Robert Vandenbulcke, of Salisbury, was cleared of indecent assault and battery charges by a jury on Tuesday. Here, he is seen walking out of Salem District Court following his arraignment in November 2019.
DANVERS — Robert Vandenbulcke told a Salem District Court jury Tuesday that the three Essex Tech students who accused him of inappropriate physical contact with them were either lying or mistaken.
When asked specifically whether he’d twice touched the front of one student’s pants, over his genitals, with the back of his hand, Vandenbulcke, 65, conceded, “It’s possible,” but said he has no memory of any physical contact with the then-16-year-old boy.
But he was adamant that if it did happen, it was an accident in a kitchen at the Danvers school, where, he said (and the boy later disputed) a cart partially blocked the area near the stove where he and the teen were standing.
“At any point did you ever intentionally touch (the student’s) penis?” defense lawyer Gerard LaFlamme asked.
“No, I did not,” Vandenbulcke answered.
A couple of hours later, the jury of four men and two women agreed, finding Vandenbulcke, 65, of Salisbury, not guilty of two counts of indecent assault and battery on the boy.

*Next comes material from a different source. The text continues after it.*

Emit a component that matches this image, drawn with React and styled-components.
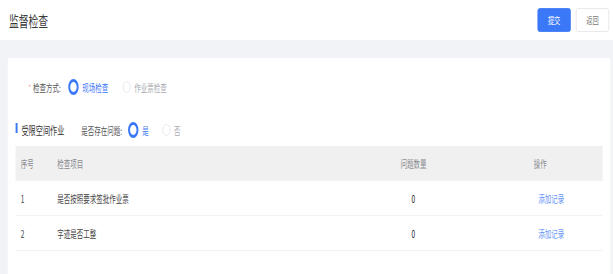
import styled, { createGlobalStyle } from "styled-components";

const GlobalStyle = createGlobalStyle`
  html, body {
    margin: 0;
    padding: 0;
    overflow: hidden;
    background: #f2f3f6;
  }
  * {
    box-sizing: border-box;
  }
`;

const FONT = `"Noto Sans CJK SC", "Noto Sans", sans-serif`;
const BLUE = "#3b78f7";

// the reference is a narrowed capture: lay out wide, then squeeze on x
const Page = styled.div`
  width: 943px;
  min-height: 274px;
  background: #f2f3f6;
  font-family: ${FONT};
  transform: scaleX(0.65);
  transform-origin: 0 0;
`;

const Header = styled.header`
  height: 40px;
  background: #ffffff;
  display: flex;
  align-items: center;
  padding: 0 6px 0 14px;
`;

const Title = styled.h1`
  flex: 1;
  margin: 0;
  font-size: 15px;
  font-weight: 400;
  color: #3a3a3a;
`;

const Actions = styled.div`
  display: flex;
  gap: 8px;
`;

const Button = styled.button`
  width: 51px;
  height: 24px;
  border-radius: 3px;
  font-family: ${FONT};
  font-size: 9.5px;
  padding: 0;
  cursor: pointer;
  border: 1px solid ${(p) => (p.$primary ? BLUE : "#e3e4e8")};
  background: ${(p) => (p.$primary ? BLUE : "#ffffff")};
  color: ${(p) => (p.$primary ? "#ffffff" : "#777777")};
`;

const Card = styled.main`
  margin: 18px 4px 0 12px;
  min-height: 216px;
  background: #ffffff;
  padding: 19px 12px 12px;
`;

const FormRow = styled.div`
  height: 20px;
  display: flex;
  align-items: center;
  padding-left: 20px;
  font-size: 10px;
`;

const Label = styled.label`
  color: #555555;
  margin-right: 11px;
  display: flex;
  align-items: center;

  &::before {
    content: "*";
    color: #f78a8a;
    font-size: 8px;
    margin-right: 3px;
  }
`;

const RadioGroup = styled.div`
  display: flex;
  align-items: center;
  gap: ${(p) => p.$gap || 22}px;
`;

const RadioItem = styled.span`
  display: flex;
  align-items: center;
  gap: 6px;
  font-size: 10px;
  color: ${(p) => (p.$checked ? BLUE : "#a9abb0")};

  &::before {
    content: "";
    flex: none;
    width: 10px;
    height: 10px;
    border-radius: 50%;
    background: #ffffff;
    border: ${(p) => (p.$checked ? `3.5px solid ${BLUE}` : "1px solid #e4e5e9")};
  }
`;

const SectionRow = styled.div`
  margin-top: 23px;
  height: 20px;
  display: flex;
  align-items: center;
`;

const SectionTitle = styled.h2`
  margin: 0 26px 0 0;
  font-size: 11px;
  font-weight: 400;
  color: #333333;
  display: flex;
  align-items: center;
  gap: 6px;

  &::before {
    content: "";
    width: 3px;
    height: 10px;
    margin-top: -5px;
    background: ${BLUE};
  }
`;

const QuestionLabel = styled.span`
  font-size: 10px;
  color: #555555;
  margin-right: 9px;
`;

const Table = styled.div`
  margin-top: 6px;
  font-size: 10px;
`;

const Row = styled.div`
  display: grid;
  grid-template-columns: 56px 379px 354px 1fr;
  height: 35px;
  align-items: center;
  background: ${(p) => (p.$head ? "#f0f0f1" : "#ffffff")};
  color: ${(p) => (p.$head ? "#888a8e" : "#444444")};
  border-bottom: 1px solid #f2f2f3;
`;

const Cell = styled.div`
  padding: 0 8px;
  text-align: ${(p) => (p.$center ? "center" : "left")};
  color: ${(p) => (p.$strong ? "#222222" : "inherit")};
`;

const LinkButton = styled.span`
  padding: 0 7px;
  color: #6494f8;
  cursor: pointer;
`;

const items = [
  { no: 1, name: "是否按照要求签批作业票", count: 0 },
  { no: 2, name: "字迹是否工整", count: 0 },
];

export default function App() {
  return (
    <>
      <GlobalStyle />
      <Page>
        <Header>
          <Title>监督检查</Title>
          <Actions>
            <Button $primary>提交</Button>
            <Button>返回</Button>
          </Actions>
        </Header>

        <Card>
          <FormRow>
            <Label>检查方式:</Label>
            <RadioGroup>
              <RadioItem $checked>现场检查</RadioItem>
              <RadioItem>作业票检查</RadioItem>
            </RadioGroup>
          </FormRow>

          <SectionRow>
            <SectionTitle>受限空间作业</SectionTitle>
            <QuestionLabel>是否存在问题:</QuestionLabel>
            <RadioGroup $gap={21}>
              <RadioItem $checked>是</RadioItem>
              <RadioItem>否</RadioItem>
            </RadioGroup>
          </SectionRow>

          <Table>
            <Row $head>
              <Cell>序号</Cell>
              <Cell>检查项目</Cell>
              <Cell $center>问题数量</Cell>
              <Cell>操作</Cell>
            </Row>
            {items.map((it) => (
              <Row key={it.no}>
                <Cell>{it.no}</Cell>
                <Cell>{it.name}</Cell>
                <Cell $center $strong>
                  {it.count}
                </Cell>
                <Cell>
                  <LinkButton>添加记录</LinkButton>
                </Cell>
              </Row>
            ))}
          </Table>
        </Card>
      </Page>
    </>
  );
}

LaFlamme, Vandenbulcke’s attorney, said the speed with which the jury returned its verdict — a little more than half an hour after going into deliberations — “speaks volumes about the charges and the evidence. I think they made the right choice.”
Vandenbulcke was not charged in connection with accusations by three other students, two of whom testified that he’d touched their buttocks.
As the jury delivered the verdict just after 4:30 p.m., the former student grasped the back of the bench in front of him, and appeared visibly upset, his face reddening. He and his parents left the courtroom.
But even with Judge Randy Chapman warning jurors they could consider the testimony of the other students only to decide whether they believed the contact with the boy was intentional or an accident, the prior accusations — and the school’s failure to report them to police until after the boy made the report — was a central theme of the district attorney’s case.
Prosecutor Gabrielle Foote repeatedly pressed a defense witness, Vandenbulcke’s former supervisor Don Ducharme, about his failure to make any notes of his interviews with the students or to notify police or the school resource officer.
It was only after the boy’s father called police that the school disclosed the other student complaints — and that they’d set up meetings between Vandenbulcke and the students to “talk it out.”
But Chapman cautioned jurors to consider only what allegedly happened between the boy and Vandenbulcke on Nov. 12, 2019.
Vandenbulcke, a former chef, restaurant owner and instructor, called that day “the worst day of my life” at least twice while on the witness stand in his own defense.
Later, in his closing argument to the jury, LaFlamme contended that the boy’s account did not make sense.
“If he was indecently touched once and he had information from his friends that something had happened to them, why in God’s name would you go back … there when he’s alone, to make a sauce?” LaFlamme asked jurors in his closing argument. “Why would you do that? That flies in the face of common sense. A 16-year-old kid who has just been touched and feels disgusted, he feels violated, is not going to go back.”
LaFlamme also suggested that the boy could have called his father, who was planning to visit the school at lunchtime, or gone to the school resource officer.
He suggested other details the boy testified to were details to “fit his narrative.”
Foote argued that at the time of the allegations involving the boy, however, Vandenbulcke was on notice, having been brought into the office to hear the complaints of the other students a week earlier.
“He wasn’t oblivious to fact he was making people uncomfortable,” Foote argued. “He didn’t care.”
She suggested that the boy’s account was consistent with the sort of “shock” a teenager would experience after such an event, raising her voice to tell the jury, “That’s normal. Everything (he) did was normal, but what the defendant did was not,” Foote argued.
“This wasn’t an accident,” Foote argued. “Accidents don’t happen to one person twice in five minutes and they don’t happen to multiple people in the same way.”
Vandenbulcke testified that he is now retired from teaching. He surrendered his teaching license after his arrest, and in recent years has worked at various points for his adult children’s businesses.